▶ _Written instruction_
Can you print the data exactly and leave out each image?

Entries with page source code
####################

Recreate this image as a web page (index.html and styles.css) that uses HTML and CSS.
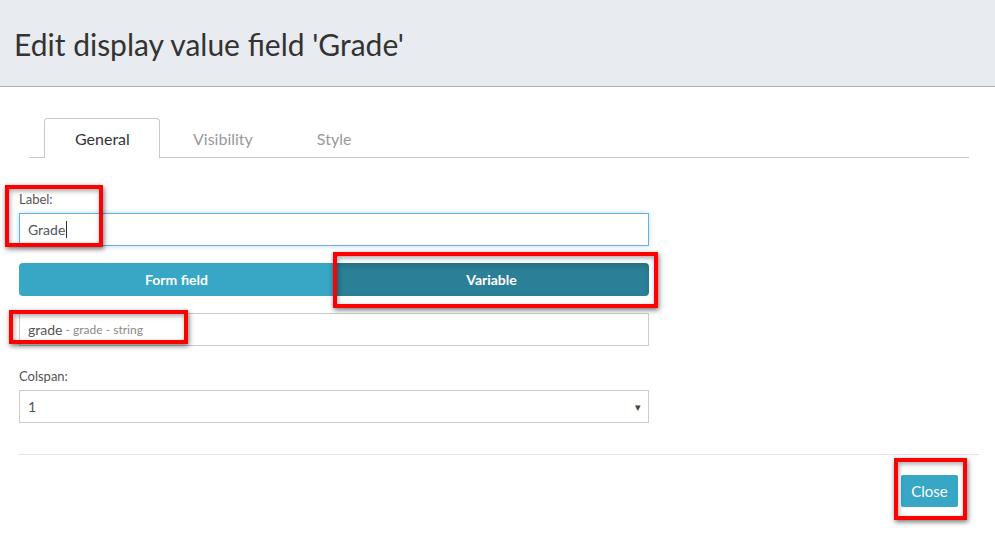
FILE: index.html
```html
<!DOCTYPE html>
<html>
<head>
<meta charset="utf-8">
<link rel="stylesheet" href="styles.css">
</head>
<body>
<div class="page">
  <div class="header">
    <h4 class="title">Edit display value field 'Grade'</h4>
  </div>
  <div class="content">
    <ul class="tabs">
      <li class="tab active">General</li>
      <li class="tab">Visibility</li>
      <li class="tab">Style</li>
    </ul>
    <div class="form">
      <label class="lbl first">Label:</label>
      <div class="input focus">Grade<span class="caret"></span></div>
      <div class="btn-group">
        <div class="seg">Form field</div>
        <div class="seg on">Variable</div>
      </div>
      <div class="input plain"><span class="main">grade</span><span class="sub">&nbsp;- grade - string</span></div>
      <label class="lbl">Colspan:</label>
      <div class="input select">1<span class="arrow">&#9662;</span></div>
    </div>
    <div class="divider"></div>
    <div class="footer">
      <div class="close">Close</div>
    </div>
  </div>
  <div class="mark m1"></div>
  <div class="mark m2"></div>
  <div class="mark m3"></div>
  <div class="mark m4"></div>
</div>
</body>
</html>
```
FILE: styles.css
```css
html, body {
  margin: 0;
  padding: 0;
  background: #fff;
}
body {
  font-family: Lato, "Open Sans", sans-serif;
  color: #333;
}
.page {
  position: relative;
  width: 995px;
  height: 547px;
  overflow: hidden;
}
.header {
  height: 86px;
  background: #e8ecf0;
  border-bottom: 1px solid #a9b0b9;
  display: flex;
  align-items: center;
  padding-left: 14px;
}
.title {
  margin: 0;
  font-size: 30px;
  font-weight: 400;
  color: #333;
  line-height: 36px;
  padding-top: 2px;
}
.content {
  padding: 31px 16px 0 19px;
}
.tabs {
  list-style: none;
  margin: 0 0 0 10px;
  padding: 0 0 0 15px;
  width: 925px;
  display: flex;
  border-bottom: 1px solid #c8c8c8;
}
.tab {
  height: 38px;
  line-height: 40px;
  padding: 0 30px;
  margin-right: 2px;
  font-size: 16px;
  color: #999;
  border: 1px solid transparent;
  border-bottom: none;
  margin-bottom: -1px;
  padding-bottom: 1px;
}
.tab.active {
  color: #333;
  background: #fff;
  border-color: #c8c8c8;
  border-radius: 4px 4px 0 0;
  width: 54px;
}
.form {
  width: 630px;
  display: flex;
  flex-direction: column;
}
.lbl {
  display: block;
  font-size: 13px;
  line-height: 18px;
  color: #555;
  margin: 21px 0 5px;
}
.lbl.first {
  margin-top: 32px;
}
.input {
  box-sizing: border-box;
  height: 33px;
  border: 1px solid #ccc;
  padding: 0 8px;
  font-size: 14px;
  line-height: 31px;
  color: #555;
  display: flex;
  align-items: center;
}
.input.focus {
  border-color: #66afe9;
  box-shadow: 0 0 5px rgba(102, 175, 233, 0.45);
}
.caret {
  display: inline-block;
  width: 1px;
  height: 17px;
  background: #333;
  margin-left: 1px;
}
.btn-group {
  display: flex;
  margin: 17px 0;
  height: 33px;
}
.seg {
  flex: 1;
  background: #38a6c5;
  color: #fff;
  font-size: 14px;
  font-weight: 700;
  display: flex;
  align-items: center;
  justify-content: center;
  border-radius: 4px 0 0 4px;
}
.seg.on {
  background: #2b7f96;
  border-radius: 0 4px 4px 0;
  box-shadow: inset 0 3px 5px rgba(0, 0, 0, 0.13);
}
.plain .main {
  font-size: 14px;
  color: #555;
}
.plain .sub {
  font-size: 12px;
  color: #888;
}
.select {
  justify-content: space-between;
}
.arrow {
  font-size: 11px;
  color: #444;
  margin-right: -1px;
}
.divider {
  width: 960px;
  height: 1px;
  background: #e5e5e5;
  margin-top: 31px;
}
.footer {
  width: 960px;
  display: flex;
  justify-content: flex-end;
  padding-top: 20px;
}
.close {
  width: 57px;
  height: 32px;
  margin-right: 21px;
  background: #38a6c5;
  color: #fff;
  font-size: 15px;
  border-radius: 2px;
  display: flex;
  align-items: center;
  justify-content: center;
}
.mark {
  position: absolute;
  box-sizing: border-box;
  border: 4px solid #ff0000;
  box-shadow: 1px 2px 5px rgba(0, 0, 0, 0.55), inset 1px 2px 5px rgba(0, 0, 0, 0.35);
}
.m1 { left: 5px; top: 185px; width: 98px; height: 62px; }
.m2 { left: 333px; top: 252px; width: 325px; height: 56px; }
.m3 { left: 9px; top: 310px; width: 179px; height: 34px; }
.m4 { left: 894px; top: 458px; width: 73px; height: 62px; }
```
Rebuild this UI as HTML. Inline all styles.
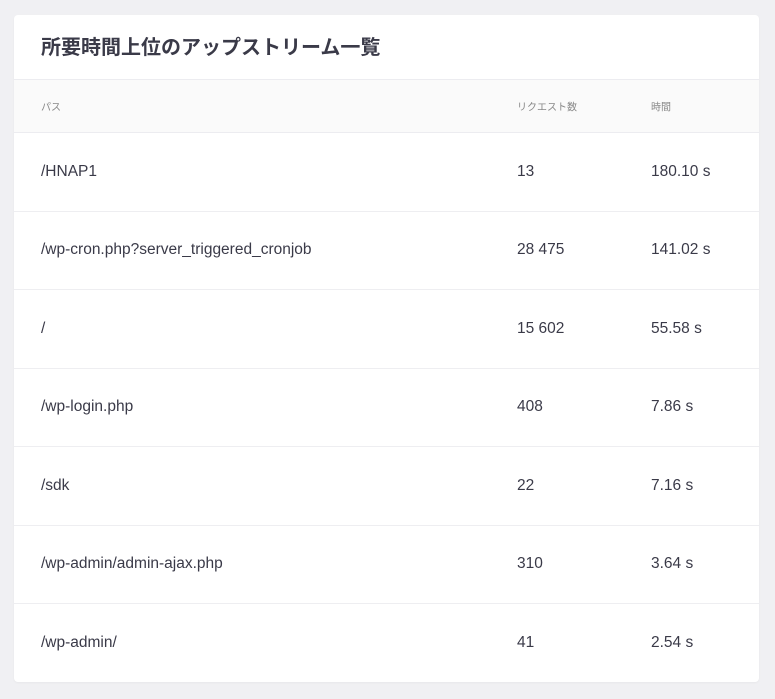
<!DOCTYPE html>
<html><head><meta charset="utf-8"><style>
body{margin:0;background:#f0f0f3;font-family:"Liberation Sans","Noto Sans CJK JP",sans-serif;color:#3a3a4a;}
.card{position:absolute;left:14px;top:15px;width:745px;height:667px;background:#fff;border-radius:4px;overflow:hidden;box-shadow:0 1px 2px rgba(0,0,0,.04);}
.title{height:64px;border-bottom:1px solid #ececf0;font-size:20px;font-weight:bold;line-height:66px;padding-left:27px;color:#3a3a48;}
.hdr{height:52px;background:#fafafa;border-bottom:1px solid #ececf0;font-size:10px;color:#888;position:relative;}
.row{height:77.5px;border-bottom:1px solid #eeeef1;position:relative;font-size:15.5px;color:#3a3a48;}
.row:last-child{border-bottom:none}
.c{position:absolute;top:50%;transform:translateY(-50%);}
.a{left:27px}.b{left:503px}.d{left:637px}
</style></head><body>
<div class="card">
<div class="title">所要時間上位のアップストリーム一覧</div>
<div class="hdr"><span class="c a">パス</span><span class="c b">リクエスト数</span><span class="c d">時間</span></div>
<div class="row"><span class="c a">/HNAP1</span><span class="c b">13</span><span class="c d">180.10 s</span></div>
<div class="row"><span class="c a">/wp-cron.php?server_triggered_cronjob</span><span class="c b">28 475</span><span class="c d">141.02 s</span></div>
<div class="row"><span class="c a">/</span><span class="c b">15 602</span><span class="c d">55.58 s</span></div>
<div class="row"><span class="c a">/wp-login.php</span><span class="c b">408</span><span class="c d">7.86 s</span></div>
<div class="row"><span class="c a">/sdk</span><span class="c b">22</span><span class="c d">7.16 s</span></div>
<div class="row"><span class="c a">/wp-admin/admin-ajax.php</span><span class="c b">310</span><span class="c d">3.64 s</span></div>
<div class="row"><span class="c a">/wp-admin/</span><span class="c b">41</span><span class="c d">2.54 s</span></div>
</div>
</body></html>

####################

▶ _Final result_
Recreate this image as a web page (index.html and styles.css) that uses HTML and CSS.
FILE: index.html
```html
<!DOCTYPE html>
<html>
<head>
<meta charset="utf-8">
<link rel="stylesheet" href="styles.css">
</head>
<body>
<div class="page">
  <div class="header">
    <h4 class="title">Edit display value field 'Grade'</h4>
  </div>
  <div class="content">
    <ul class="tabs">
      <li class="tab active">General</li>
      <li class="tab">Visibility</li>
      <li class="tab">Style</li>
    </ul>
    <div class="form">
      <label class="lbl first">Label:</label>
      <div class="input focus">Grade<span class="caret"></span></div>
      <div class="btn-group">
        <div class="seg">Form field</div>
        <div class="seg on">Variable</div>
      </div>
      <div class="input plain"><span class="main">grade</span><span class="sub">&nbsp;- grade - string</span></div>
      <label class="lbl">Colspan:</label>
      <div class="input select">1<span class="arrow">&#9662;</span></div>
    </div>
    <div class="divider"></div>
    <div class="footer">
      <div class="close">Close</div>
    </div>
  </div>
  <div class="mark m1"></div>
  <div class="mark m2"></div>
  <div class="mark m3"></div>
  <div class="mark m4"></div>
</div>
</body>
</html>
```
FILE: styles.css
```css
html, body {
  margin: 0;
  padding: 0;
  background: #fff;
}
body {
  font-family: Lato, "Open Sans", sans-serif;
  color: #333;
}
.page {
  position: relative;
  width: 995px;
  height: 547px;
  overflow: hidden;
}
.header {
  height: 86px;
  background: #e8ecf0;
  border-bottom: 1px solid #a9b0b9;
  display: flex;
  align-items: center;
  padding-left: 14px;
}
.title {
  margin: 0;
  font-size: 30px;
  font-weight: 400;
  color: #333;
  line-height: 36px;
  padding-top: 2px;
}
.content {
  padding: 31px 16px 0 19px;
}
.tabs {
  list-style: none;
  margin: 0 0 0 10px;
  padding: 0 0 0 15px;
  width: 925px;
  display: flex;
  border-bottom: 1px solid #c8c8c8;
}
.tab {
  height: 38px;
  line-height: 40px;
  padding: 0 30px;
  margin-right: 2px;
  font-size: 16px;
  color: #999;
  border: 1px solid transparent;
  border-bottom: none;
  margin-bottom: -1px;
  padding-bottom: 1px;
}
.tab.active {
  color: #333;
  background: #fff;
  border-color: #c8c8c8;
  border-radius: 4px 4px 0 0;
  width: 54px;
}
.form {
  width: 630px;
  display: flex;
  flex-direction: column;
}
.lbl {
  display: block;
  font-size: 13px;
  line-height: 18px;
  color: #555;
  margin: 21px 0 5px;
}
.lbl.first {
  margin-top: 32px;
}
.input {
  box-sizing: border-box;
  height: 33px;
  border: 1px solid #ccc;
  padding: 0 8px;
  font-size: 14px;
  line-height: 31px;
  color: #555;
  display: flex;
  align-items: center;
}
.input.focus {
  border-color: #66afe9;
  box-shadow: 0 0 5px rgba(102, 175, 233, 0.45);
}
.caret {
  display: inline-block;
  width: 1px;
  height: 17px;
  background: #333;
  margin-left: 1px;
}
.btn-group {
  display: flex;
  margin: 17px 0;
  height: 33px;
}
.seg {
  flex: 1;
  background: #38a6c5;
  color: #fff;
  font-size: 14px;
  font-weight: 700;
  display: flex;
  align-items: center;
  justify-content: center;
  border-radius: 4px 0 0 4px;
}
.seg.on {
  background: #2b7f96;
  border-radius: 0 4px 4px 0;
  box-shadow: inset 0 3px 5px rgba(0, 0, 0, 0.13);
}
.plain .main {
  font-size: 14px;
  color: #555;
}
.plain .sub {
  font-size: 12px;
  color: #888;
}
.select {
  justify-content: space-between;
}
.arrow {
  font-size: 11px;
  color: #444;
  margin-right: -1px;
}
.divider {
  width: 960px;
  height: 1px;
  background: #e5e5e5;
  margin-top: 31px;
}
.footer {
  width: 960px;
  display: flex;
  justify-content: flex-end;
  padding-top: 20px;
}
.close {
  width: 57px;
  height: 32px;
  margin-right: 21px;
  background: #38a6c5;
  color: #fff;
  font-size: 15px;
  border-radius: 2px;
  display: flex;
  align-items: center;
  justify-content: center;
}
.mark {
  position: absolute;
  box-sizing: border-box;
  border: 4px solid #ff0000;
  box-shadow: 1px 2px 5px rgba(0, 0, 0, 0.55), inset 1px 2px 5px rgba(0, 0, 0, 0.35);
}
.m1 { left: 5px; top: 185px; width: 98px; height: 62px; }
.m2 { left: 333px; top: 252px; width: 325px; height: 56px; }
.m3 { left: 9px; top: 310px; width: 179px; height: 34px; }
.m4 { left: 894px; top: 458px; width: 73px; height: 62px; }
```
Rebuild this UI as HTML. Inline all styles.
<!DOCTYPE html>
<html><head><meta charset="utf-8"><style>
body{margin:0;background:#f0f0f3;font-family:"Liberation Sans","Noto Sans CJK JP",sans-serif;color:#3a3a4a;}
.card{position:absolute;left:14px;top:15px;width:745px;height:667px;background:#fff;border-radius:4px;overflow:hidden;box-shadow:0 1px 2px rgba(0,0,0,.04);}
.title{height:64px;border-bottom:1px solid #ececf0;font-size:20px;font-weight:bold;line-height:66px;padding-left:27px;color:#3a3a48;}
.hdr{height:52px;background:#fafafa;border-bottom:1px solid #ececf0;font-size:10px;color:#888;position:relative;}
.row{height:77.5px;border-bottom:1px solid #eeeef1;position:relative;font-size:15.5px;color:#3a3a48;}
.row:last-child{border-bottom:none}
.c{position:absolute;top:50%;transform:translateY(-50%);}
.a{left:27px}.b{left:503px}.d{left:637px}
</style></head><body>
<div class="card">
<div class="title">所要時間上位のアップストリーム一覧</div>
<div class="hdr"><span class="c a">パス</span><span class="c b">リクエスト数</span><span class="c d">時間</span></div>
<div class="row"><span class="c a">/HNAP1</span><span class="c b">13</span><span class="c d">180.10 s</span></div>
<div class="row"><span class="c a">/wp-cron.php?server_triggered_cronjob</span><span class="c b">28 475</span><span class="c d">141.02 s</span></div>
<div class="row"><span class="c a">/</span><span class="c b">15 602</span><span class="c d">55.58 s</span></div>
<div class="row"><span class="c a">/wp-login.php</span><span class="c b">408</span><span class="c d">7.86 s</span></div>
<div class="row"><span class="c a">/sdk</span><span class="c b">22</span><span class="c d">7.16 s</span></div>
<div class="row"><span class="c a">/wp-admin/admin-ajax.php</span><span class="c b">310</span><span class="c d">3.64 s</span></div>
<div class="row"><span class="c a">/wp-admin/</span><span class="c b">41</span><span class="c d">2.54 s</span></div>
</div>
</body></html>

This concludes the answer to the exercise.